• TASK REQUIREMENTS
Pictures stay out. Extract the lines below from the first one through the line with "<project-section></project-section>", both included.

• RECORDED DATA
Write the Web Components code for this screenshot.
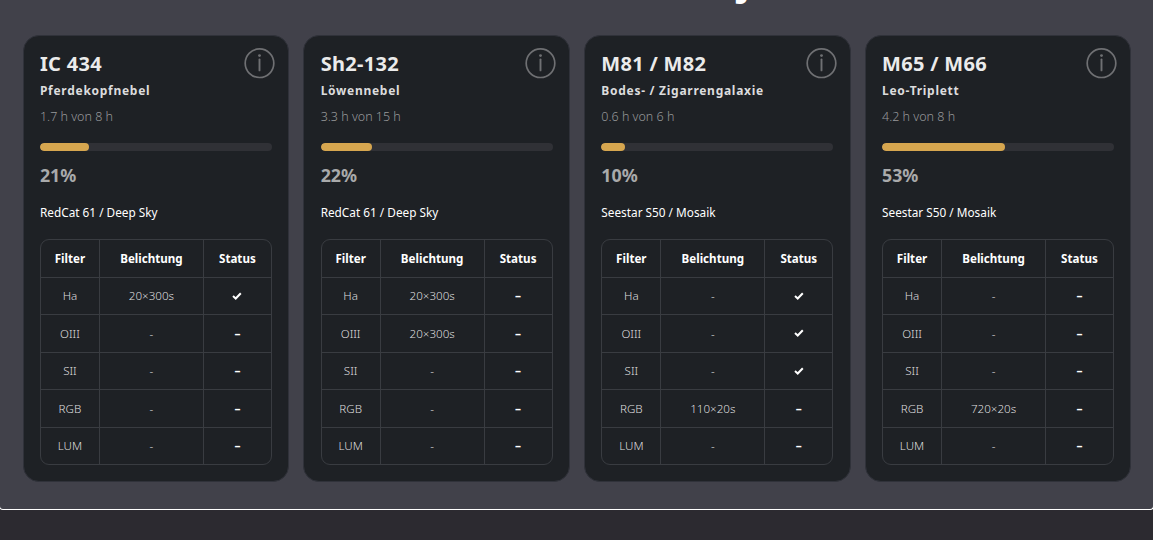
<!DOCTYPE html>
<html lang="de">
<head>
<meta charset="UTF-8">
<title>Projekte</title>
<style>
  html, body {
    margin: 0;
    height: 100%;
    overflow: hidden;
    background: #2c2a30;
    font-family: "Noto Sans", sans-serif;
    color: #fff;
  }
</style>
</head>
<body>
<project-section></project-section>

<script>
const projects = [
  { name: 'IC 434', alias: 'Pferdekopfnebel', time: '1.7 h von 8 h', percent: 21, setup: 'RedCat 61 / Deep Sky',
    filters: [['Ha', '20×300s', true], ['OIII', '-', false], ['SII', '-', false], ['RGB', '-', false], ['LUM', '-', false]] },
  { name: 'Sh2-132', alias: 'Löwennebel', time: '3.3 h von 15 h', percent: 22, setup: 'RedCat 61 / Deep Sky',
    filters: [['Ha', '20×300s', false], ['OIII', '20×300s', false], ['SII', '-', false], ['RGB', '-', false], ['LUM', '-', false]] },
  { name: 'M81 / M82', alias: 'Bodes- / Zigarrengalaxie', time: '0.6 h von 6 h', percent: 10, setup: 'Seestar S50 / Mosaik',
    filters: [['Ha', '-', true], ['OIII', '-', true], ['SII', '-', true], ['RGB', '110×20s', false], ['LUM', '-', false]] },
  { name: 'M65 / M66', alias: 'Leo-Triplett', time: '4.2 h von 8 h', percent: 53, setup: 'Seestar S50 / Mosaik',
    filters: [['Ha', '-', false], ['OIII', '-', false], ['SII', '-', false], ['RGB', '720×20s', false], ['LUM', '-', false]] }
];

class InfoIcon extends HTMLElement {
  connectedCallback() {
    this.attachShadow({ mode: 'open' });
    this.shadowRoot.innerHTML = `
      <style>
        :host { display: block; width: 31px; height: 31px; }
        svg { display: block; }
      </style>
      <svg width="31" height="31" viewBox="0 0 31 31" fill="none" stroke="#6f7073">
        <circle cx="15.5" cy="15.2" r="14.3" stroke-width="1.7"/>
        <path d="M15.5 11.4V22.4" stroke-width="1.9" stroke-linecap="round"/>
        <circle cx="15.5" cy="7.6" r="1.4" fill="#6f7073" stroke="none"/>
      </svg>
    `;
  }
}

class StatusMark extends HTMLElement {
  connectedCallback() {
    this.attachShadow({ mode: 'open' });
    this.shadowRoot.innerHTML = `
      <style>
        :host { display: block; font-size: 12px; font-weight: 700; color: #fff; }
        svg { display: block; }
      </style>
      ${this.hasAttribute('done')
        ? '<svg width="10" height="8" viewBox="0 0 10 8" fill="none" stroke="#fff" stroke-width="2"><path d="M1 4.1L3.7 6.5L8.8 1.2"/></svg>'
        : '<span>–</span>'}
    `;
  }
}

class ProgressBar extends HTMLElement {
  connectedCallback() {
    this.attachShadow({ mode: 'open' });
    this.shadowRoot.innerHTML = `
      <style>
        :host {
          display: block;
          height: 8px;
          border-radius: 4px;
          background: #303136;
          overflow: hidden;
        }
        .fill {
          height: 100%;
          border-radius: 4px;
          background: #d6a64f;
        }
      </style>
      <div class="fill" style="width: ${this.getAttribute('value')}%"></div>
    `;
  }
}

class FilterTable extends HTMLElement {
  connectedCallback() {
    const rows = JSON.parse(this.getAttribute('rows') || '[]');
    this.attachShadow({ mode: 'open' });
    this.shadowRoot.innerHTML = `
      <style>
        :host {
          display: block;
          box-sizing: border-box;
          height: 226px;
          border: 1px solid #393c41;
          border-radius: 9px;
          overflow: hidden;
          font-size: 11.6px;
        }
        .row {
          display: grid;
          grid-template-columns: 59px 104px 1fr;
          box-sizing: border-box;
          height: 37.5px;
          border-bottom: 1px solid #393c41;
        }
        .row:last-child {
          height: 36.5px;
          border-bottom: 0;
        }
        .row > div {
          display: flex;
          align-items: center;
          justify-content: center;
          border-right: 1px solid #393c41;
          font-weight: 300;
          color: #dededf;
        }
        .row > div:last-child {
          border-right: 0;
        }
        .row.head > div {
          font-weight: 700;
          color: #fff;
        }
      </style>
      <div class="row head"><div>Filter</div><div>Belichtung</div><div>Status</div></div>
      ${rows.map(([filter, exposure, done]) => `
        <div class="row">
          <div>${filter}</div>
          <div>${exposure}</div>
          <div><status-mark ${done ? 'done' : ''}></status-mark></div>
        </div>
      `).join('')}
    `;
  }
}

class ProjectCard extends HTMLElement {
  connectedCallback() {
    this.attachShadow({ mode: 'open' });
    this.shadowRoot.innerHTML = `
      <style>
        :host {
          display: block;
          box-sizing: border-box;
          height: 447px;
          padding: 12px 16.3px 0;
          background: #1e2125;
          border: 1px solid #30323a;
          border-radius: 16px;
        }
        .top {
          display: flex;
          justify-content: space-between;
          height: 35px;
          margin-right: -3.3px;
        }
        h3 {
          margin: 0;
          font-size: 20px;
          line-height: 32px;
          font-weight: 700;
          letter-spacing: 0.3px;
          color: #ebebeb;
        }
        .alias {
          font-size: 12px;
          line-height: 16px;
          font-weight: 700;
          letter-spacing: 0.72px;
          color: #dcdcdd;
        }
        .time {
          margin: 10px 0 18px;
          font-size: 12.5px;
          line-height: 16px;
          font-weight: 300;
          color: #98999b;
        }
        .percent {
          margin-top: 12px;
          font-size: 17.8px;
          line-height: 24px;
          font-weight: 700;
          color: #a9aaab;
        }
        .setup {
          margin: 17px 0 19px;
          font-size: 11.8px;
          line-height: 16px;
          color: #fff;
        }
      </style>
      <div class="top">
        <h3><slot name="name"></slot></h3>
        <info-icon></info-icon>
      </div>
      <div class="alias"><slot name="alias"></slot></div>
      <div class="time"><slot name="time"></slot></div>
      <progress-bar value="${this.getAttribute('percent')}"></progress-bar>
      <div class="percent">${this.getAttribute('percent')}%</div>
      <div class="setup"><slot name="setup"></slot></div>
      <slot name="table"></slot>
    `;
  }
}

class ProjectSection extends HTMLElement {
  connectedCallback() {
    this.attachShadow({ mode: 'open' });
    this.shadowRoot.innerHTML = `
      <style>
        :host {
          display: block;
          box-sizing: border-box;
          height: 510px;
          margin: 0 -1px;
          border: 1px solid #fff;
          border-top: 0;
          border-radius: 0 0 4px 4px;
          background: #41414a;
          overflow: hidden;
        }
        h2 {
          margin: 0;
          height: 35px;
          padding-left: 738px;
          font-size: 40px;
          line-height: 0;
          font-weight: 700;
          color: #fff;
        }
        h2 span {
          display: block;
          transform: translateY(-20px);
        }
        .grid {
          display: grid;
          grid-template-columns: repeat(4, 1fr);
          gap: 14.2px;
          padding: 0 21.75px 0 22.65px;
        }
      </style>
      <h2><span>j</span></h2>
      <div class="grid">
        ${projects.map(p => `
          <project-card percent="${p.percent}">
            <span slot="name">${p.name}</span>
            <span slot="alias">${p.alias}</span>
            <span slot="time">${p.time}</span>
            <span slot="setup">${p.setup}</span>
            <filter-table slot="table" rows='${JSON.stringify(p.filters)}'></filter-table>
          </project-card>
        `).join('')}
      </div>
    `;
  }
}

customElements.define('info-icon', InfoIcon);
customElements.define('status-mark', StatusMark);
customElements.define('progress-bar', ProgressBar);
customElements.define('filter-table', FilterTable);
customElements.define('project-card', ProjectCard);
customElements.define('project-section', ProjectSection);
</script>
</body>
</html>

• ANSWER FOR THIS EXERCISE
Write the Web Components code for this screenshot.
<!DOCTYPE html>
<html lang="de">
<head>
<meta charset="UTF-8">
<title>Projekte</title>
<style>
  html, body {
    margin: 0;
    height: 100%;
    overflow: hidden;
    background: #2c2a30;
    font-family: "Noto Sans", sans-serif;
    color: #fff;
  }
</style>
</head>
<body>
<project-section></project-section>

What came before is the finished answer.